Die Ukraine liegt näher an europäischen Produktionsbedingungen. Das Kulturelle spielt da eine große Rolle, aber das kann man alles mit gutem Willen überwinden.

Hoffnung auf Zusammenarbeit

 Wellinski: Wenn wir zum Ende unseres Gesprächs auf Afghanistan zurückblicken. Es sind nicht alle Filmemacher geflohen, einige sind vielleicht auch dortgeblieben. Welche Möglichkeiten bleiben denn aufstrebenden Filmemacherinnen und -machern vor Ort, einen Film zu machen?

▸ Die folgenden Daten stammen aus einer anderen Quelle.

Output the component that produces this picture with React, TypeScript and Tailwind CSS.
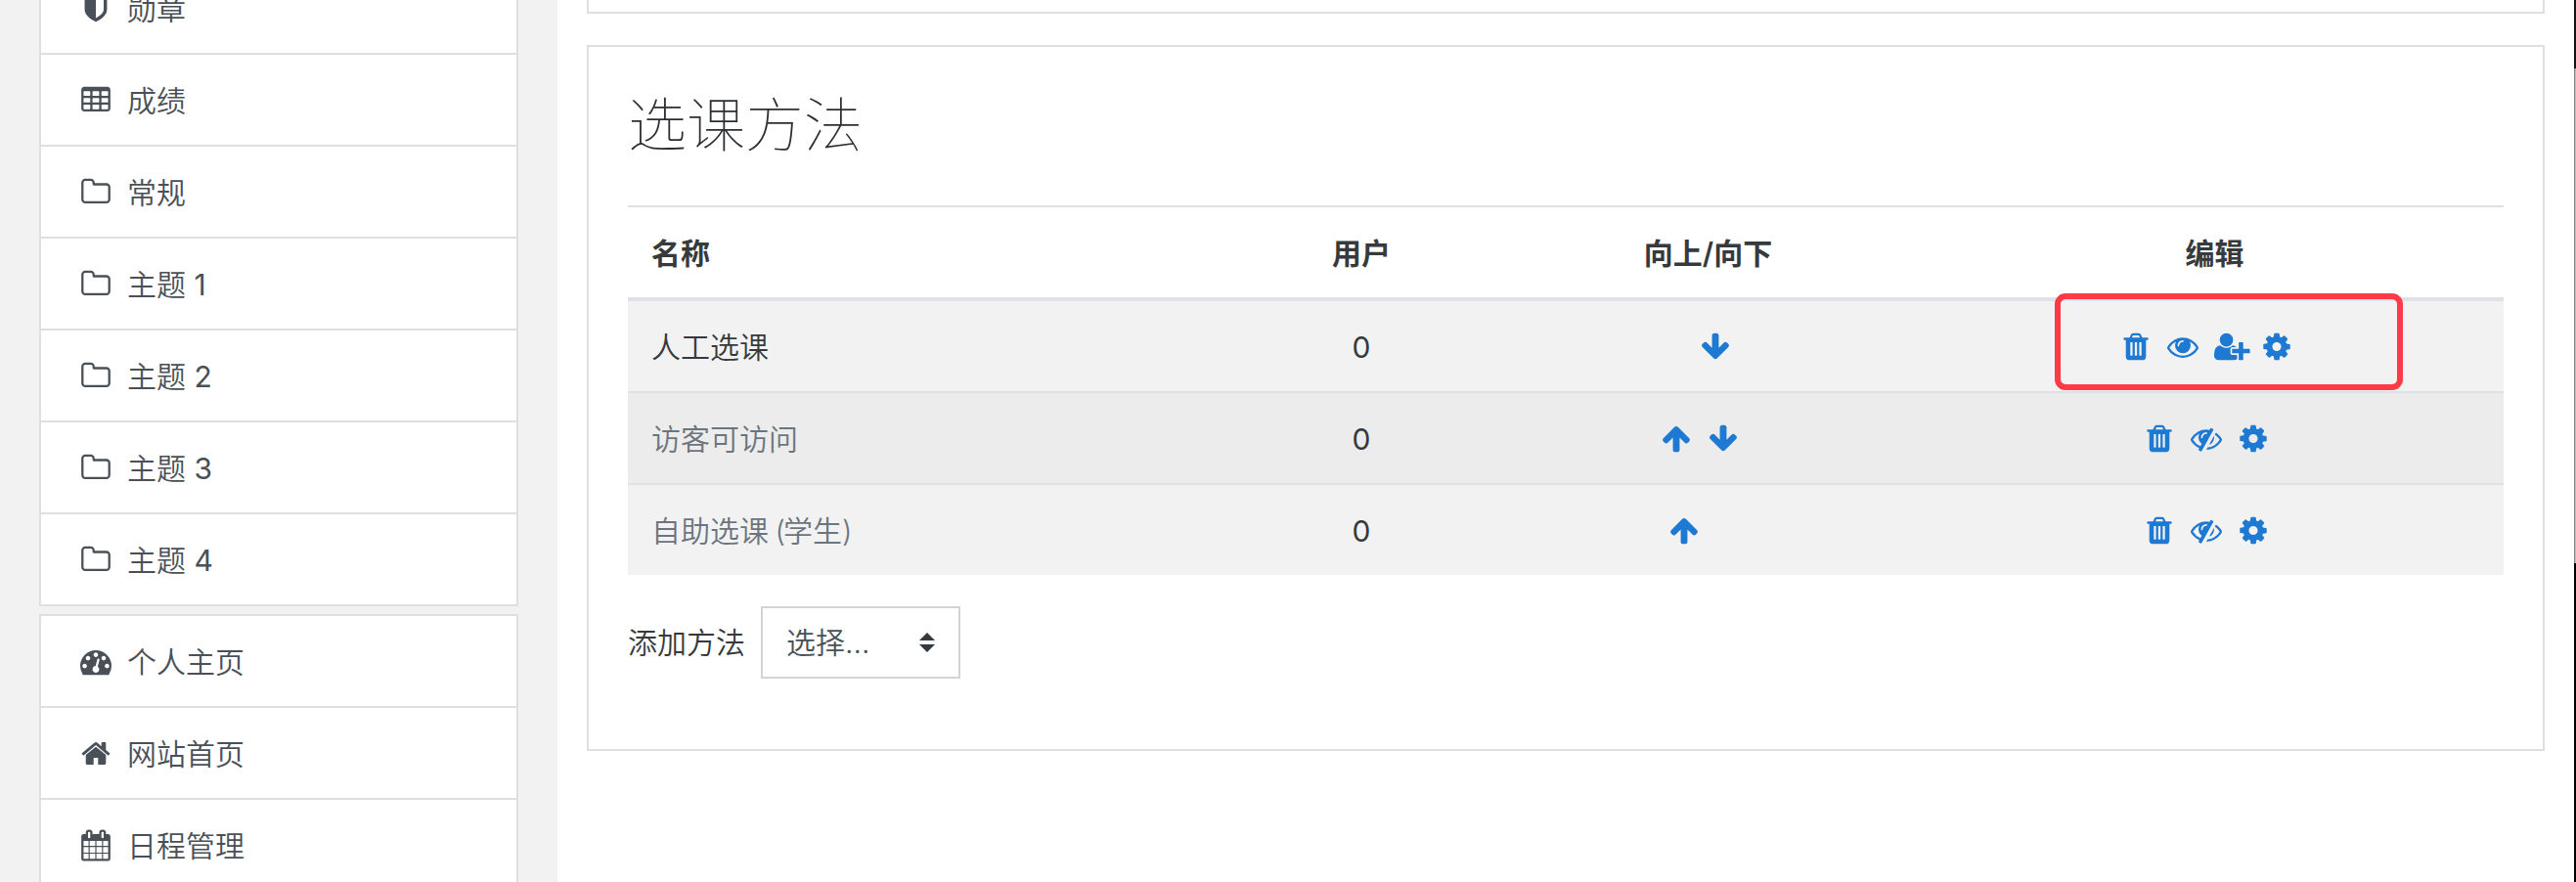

Gerner: Das frage ich mich auch. Die Kommunikation ist jetzt schwerer. Aber weil so viele afghanische Filmemacher von Renommee im Ausland sind, engagieren sie sich aus dem Ausland. Ähnlich wie bei TV- und Radio-Medien hoffe ich, dass Initiativen entstehen, die Kooperationen vielleicht auch über die Ferne möglich machen und dass die neuen De-facto-Machthaber da Dinge nicht total verbieten.
Äußerungen unserer Gesprächspartner geben deren eigene Auffassungen wieder. Der Deutschlandfunk Kultur macht sich Äußerungen seiner Gesprächspartner in Interviews und Diskussionen nicht zu eigen.